6e197264-d14b-44df-af98-39aac5681791

6e197264-d14b-44df-af98-39aac5681791

Typically, you don't care about UUIDs that aren't in your system and you generate those yourself to avoid maliciously generated collisions. Your system can't handle 2^61 IDs. It doesn't have the processing power, storage, or bandwidth for that to happen. Not to mention traditional rate limiting.

The last several comments were responding to

>2^61 is still a very large number of course, but much more feasible to reach than 2^122 when doing a collision attack. This is the reason that cryptographic hashes are typically 256 bits or more (to make the cost of collision attacks >= 2^128).

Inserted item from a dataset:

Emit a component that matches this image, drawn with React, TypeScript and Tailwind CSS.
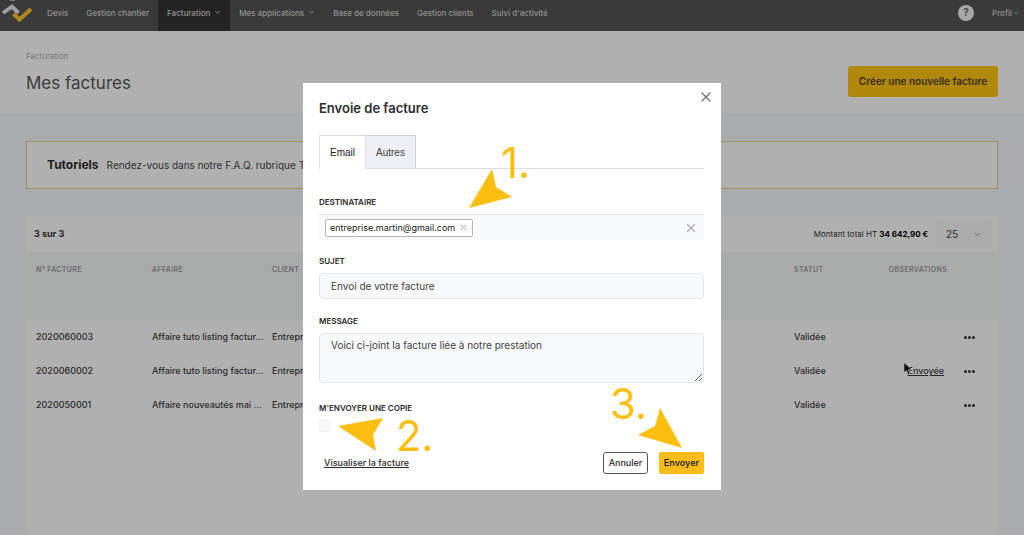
import React, { useState } from 'react';
import { ChevronDown, X } from 'lucide-react';

const navLinks = [
  { label: 'Devis', menu: false },
  { label: 'Gestion chantier', menu: false },
  { label: 'Facturation', menu: true },
  { label: 'Mes applications', menu: true },
  { label: 'Base de données', menu: false },
  { label: 'Gestion clients', menu: false },
  { label: "Suivi d'activité", menu: false },
];

const invoices = [
  { id: '2020060003', affaire: 'Affaire tuto listing factur...', client: 'Entreprise', statut: 'Validée', sent: false },
  { id: '2020060002', affaire: 'Affaire tuto listing factur...', client: 'Entreprise', statut: 'Validée', sent: true },
  { id: '2020050001', affaire: 'Affaire nouveautés mai ...', client: 'Entreprise', statut: 'Validée', sent: false },
];

const Logo = () => (
  <svg viewBox="0 0 34 24" className="h-6 w-[34px]" fill="none" strokeWidth="4">
    <path d="M3 13 L12 6.5 L18.5 13" stroke="#e4e4e4" />
    <path d="M13.5 14 L19.5 19.5 L31 9" stroke="#fbc02d" />
    <path d="M10 0.5 H15" stroke="#b0b0b0" strokeWidth="1" />
  </svg>
);

const Header = () => (
  <header className="flex h-[31px] items-stretch bg-[#545454] text-[8px] font-medium text-[#cfcfcf]">
    <a href="#" aria-label="Accueil" className="mr-1 block">
      <Logo />
    </a>
    <nav className="flex items-stretch">
      {navLinks.map((link) => (
        <a
          key={link.label}
          href="#"
          className={`flex items-center gap-1 whitespace-nowrap pb-[6px] ${
            link.label === 'Facturation' ? 'bg-[#343434] px-[9px]' : 'px-[9px]'
          }`}
        >
          {link.label}
          {link.menu && <ChevronDown className="h-[7px] w-[7px]" strokeWidth={3} />}
        </a>
      ))}
    </nav>
    <div className="ml-auto flex items-center gap-[18px] pb-[6px] pr-1">
      <button aria-label="Aide" className="flex h-4 w-4 items-center justify-center rounded-full bg-[#f0f0f0] text-[10px] font-bold text-[#666]">
        ?
      </button>
      <button className="flex items-center">
        Profil
        <ChevronDown className="h-2 w-2" />
      </button>
    </div>
  </header>
);

// Mouse pointer resting on the "Envoyée" link
const Pointer = () => (
  <svg viewBox="0 0 10 14" className="absolute -left-1 -top-[2px] h-[14px] w-[10px]">
    <path d="M1 0.5 L1 10.5 L3.4 8.4 L5.2 12.6 L7 11.8 L5.3 7.8 L8.6 7.6 Z" fill="#000" stroke="#fff" strokeWidth="0.7" />
  </svg>
);

const InvoiceTable = () => (
  <table className="w-full table-fixed text-left text-[9px] font-medium text-[#3c3c3c]">
    <colgroup>
      <col className="w-[116px]" />
      <col className="w-[120px]" />
      <col />
      <col className="w-[102px]" />
      <col className="w-[64px]" />
      <col className="w-[48px]" />
    </colgroup>
    <thead className="bg-[#f3f4f4] text-[7px] uppercase tracking-wider text-[#999]">
      <tr className="h-9">
        <th className="px-[10px] font-semibold">N° facture</th>
        <th className="px-[10px] font-semibold">Affaire</th>
        <th className="px-[10px] font-semibold">Client</th>
        <th className="px-[10px] font-semibold">Statut</th>
        <th className="text-center font-semibold">Observations</th>
        <th aria-label="Actions"></th>
      </tr>
      <tr className="h-8">
        <td colSpan={6}></td>
      </tr>
    </thead>
    <tbody>
      {invoices.map((inv) => (
        <tr key={inv.id} className="h-[34px]">
          <td className="px-[10px]">{inv.id}</td>
          <td className="whitespace-nowrap px-[10px]">{inv.affaire}</td>
          <td className="px-[10px]">{inv.client}</td>
          <td className="px-[10px]">{inv.statut}</td>
          <td className="pr-[6px] text-right">
            {inv.sent && (
              <span className="relative inline-block">
                <a href="#" className="underline">Envoyée</a>
                <Pointer />
              </span>
            )}
          </td>
          <td>
            <button aria-label="Actions" className="ml-[14px] flex gap-[1px]">
              <span className="h-[3px] w-[3px] rounded-full bg-[#333]"></span>
              <span className="h-[3px] w-[3px] rounded-full bg-[#333]"></span>
              <span className="h-[3px] w-[3px] rounded-full bg-[#333]"></span>
            </button>
          </td>
        </tr>
      ))}
    </tbody>
  </table>
);

// Numbered steps drawn over the dialog
const Steps = () => (
  <svg className="pointer-events-none absolute inset-0 h-full w-full" fill="#fdbf0f">
    <polygon points="189,86 193,104 209,114 166,125" />
    <polygon points="35,343 80,335 70,352 73,368" />
    <polygon points="357,325 379,365 335,352 352,343" />
    <g className="text-[42px]">
      <text x="198" y="95">1.</text>
      <text x="93" y="368">2.</text>
      <text x="307" y="336">3.</text>
    </g>
  </svg>
);

const labelClass = 'block w-fit text-[8px] leading-3 font-semibold uppercase text-[#2a2a2a]';
const fieldClass = 'mt-[6px] block w-full rounded-sm border border-[#e3e6ea] bg-[#f8f9fb] px-[11px] text-[10px] text-[#444] outline-none';

const SendModal = () => {
  const [subject, setSubject] = useState('Envoi de votre facture');
  const [message, setMessage] = useState('Voici ci-joint la facture liée à notre prestation');
  const [copy, setCopy] = useState(false);

  return (
    <div className="fixed inset-0 flex items-start justify-center bg-black/30 pt-[83px]">
      <div role="dialog" aria-labelledby="send-title" className="relative w-[418px] bg-white py-4 pr-[17px] pl-4">
        <div className="flex h-[18px] items-start justify-between">
          <h2 id="send-title" className="text-[13px] leading-[18px] font-semibold text-[#2d2d2d]">Envoie de facture</h2>
          <button aria-label="Fermer" className="-mt-[10px] -mr-[10px] text-[#777]">
            <X className="h-4 w-4" strokeWidth={2} />
          </button>
        </div>

        <div role="tablist" className="mt-[18px] flex h-[34px] border-b border-[#dcdfe3] font-['Liberation_Sans',sans-serif] text-[10px]">
          <button role="tab" aria-selected="true" className="-mb-px border border-b-0 border-[#dcdfe3] bg-white px-[10px] text-[#222]">Email</button>
          <button role="tab" aria-selected="false" className="border border-b-0 border-l-0 border-[#cfd2d6] bg-[#eeeff4] px-[10px] text-[#444]">Autres</button>
        </div>

        <label htmlFor="recipient" className={`mt-[27px] ${labelClass}`}>Destinataire</label>
        <div className="mt-[6px] flex h-[26px] items-center border-t border-[#e3e6ea] bg-[#f8f9fb] px-[6px]">
          <span className="flex h-[18px] items-center gap-1 whitespace-nowrap rounded-[2px] border border-[#b5b5b5] bg-white px-1 text-[9px] text-[#222]">
            entreprise.martin@gmail.com
            <button aria-label="Retirer"><X className="h-[9px] w-[9px] text-[#999]" /></button>
          </span>
          <input id="recipient" className="min-w-0 flex-1 bg-transparent outline-none" />
          <button aria-label="Vider"><X className="h-[14px] w-[14px] text-[#aaa]" /></button>
        </div>

        <label htmlFor="subject" className={`mt-[15px] ${labelClass}`}>Sujet</label>
        <input id="subject" value={subject} onChange={(e) => setSubject(e.target.value)} className={`h-[26px] ${fieldClass}`} />

        <label htmlFor="message" className={`mt-4 ${labelClass}`}>Message</label>
        <textarea id="message" value={message} onChange={(e) => setMessage(e.target.value)} className={`h-[50px] resize-y py-[3px] leading-4 ${fieldClass}`} />

        <label htmlFor="copy" className={`mt-[19px] ${labelClass}`}>M'envoyer une copie</label>
        <input
          id="copy"
          type="checkbox"
          checked={copy}
          onChange={(e) => setCopy(e.target.checked)}
          className="mt-[6px] block h-3 w-3 appearance-none rounded-[2px] border border-[#f0f0f0] bg-[#f8f8f8] checked:bg-[#fdbf0f]"
        />

        <div className="mt-5 flex h-[22px] items-center text-[9px] font-semibold text-[#2a2a2a]">
          <a href="#" className="ml-[5px] font-medium underline">Visualiser la facture</a>
          <button className="ml-auto h-full w-[45px] rounded-[3px] border border-[#555] bg-white font-medium">Annuler</button>
          <button className="ml-[11px] h-full w-[45px] rounded-[2px] bg-[#fbbc1a]">Envoyer</button>
        </div>

        <Steps />
      </div>
    </div>
  );
};

export default function App() {
  return (
    <div className="flex min-h-screen flex-col bg-[#f3f5f6] font-['Inter',sans-serif]">
      <Header />
      <div className="flex items-start justify-between bg-[#fdfdfd] px-[26px] pt-5 pb-4">
        <div>
          <a href="#" className="block text-[8px] leading-[10px] text-[#aaa]">Facturation</a>
          <h1 className="mt-[10px] text-[17px] leading-6 text-[#555]">Mes factures</h1>
        </div>
        <button className="mt-[15px] h-[31px] w-[150px] rounded-[3px] bg-[#fbc312] text-[10px] font-semibold text-[#4d3d0c]">
          Créer une nouvelle facture
        </button>
      </div>

      <main className="flex flex-1 flex-col px-[26px] pt-7">
        <div className="flex h-12 items-center gap-2 border border-[#eccb85] bg-[#fcfcfc] px-5 text-[#444]">
          <strong className="text-[12px] font-bold text-[#2c2c2c]">Tutoriels</strong>
          <span className="text-[10px]">Rendez-vous dans notre F.A.Q. rubrique Tutoriels</span>
        </div>

        <section className="mt-[27px] flex-1 bg-[#fdfdfd]">
          <div className="flex h-9 items-center pl-2 text-[9px] text-[#333]">
            <strong>3 sur 3</strong>
            <p className="ml-auto text-[8px]">
              Montant total HT <strong className="text-black">34 642,90 €</strong>
            </p>
            <div className="relative ml-2 mr-[6px]">
              <select aria-label="Lignes par page" className="block h-7 w-14 appearance-none rounded-sm bg-[#f5f5f5] pl-[10px] text-[10px] text-[#444]">
                <option>25</option>
                <option>50</option>
              </select>
              <ChevronDown className="pointer-events-none absolute right-[10px] top-[10px] h-[9px] w-[9px] text-[#666]" />
            </div>
          </div>
          <InvoiceTable />
        </section>
      </main>

      <SendModal />
    </div>
  );
}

I'm not sure. 6ghz is around 2^61 CPU cycles in 12 years. I.E. basic CPU instructions; counting, not computing a cryptographic hash. Otherwise, where is the cluster that's bruteforcing ~122 bit cryptographic hash collisions in minutes?
I think you might have trouble if you tried to assign one to every iron atom in an iron filing.
2^61 guids is... 36 exabytes, if my napkin math is correct. when storing them in binary format(16 bytes each) if doing the javascript thing and storing them as strings... (shudders) I don't even want to think about it.

Anyhow that was my first thought when you mentioned 2^61 guids, where are you even going to put them? second thought, I don't think enumerating 2^61 guids is trivial, in fact, I suspect it would take longer than anyone would be willing to spend, and if you are not storing them why are you generating them?

And what even is a guid collision attack? it is not like they are a hash, and since they tend to be public identifiers it turns out despite their stated use to prevent collisions, you can't really use guids generated by others(if they wanted collisions they would straight up just copy yours) so you end up regenerating them anyway.

* not the birthday paradox, but the birthday bound.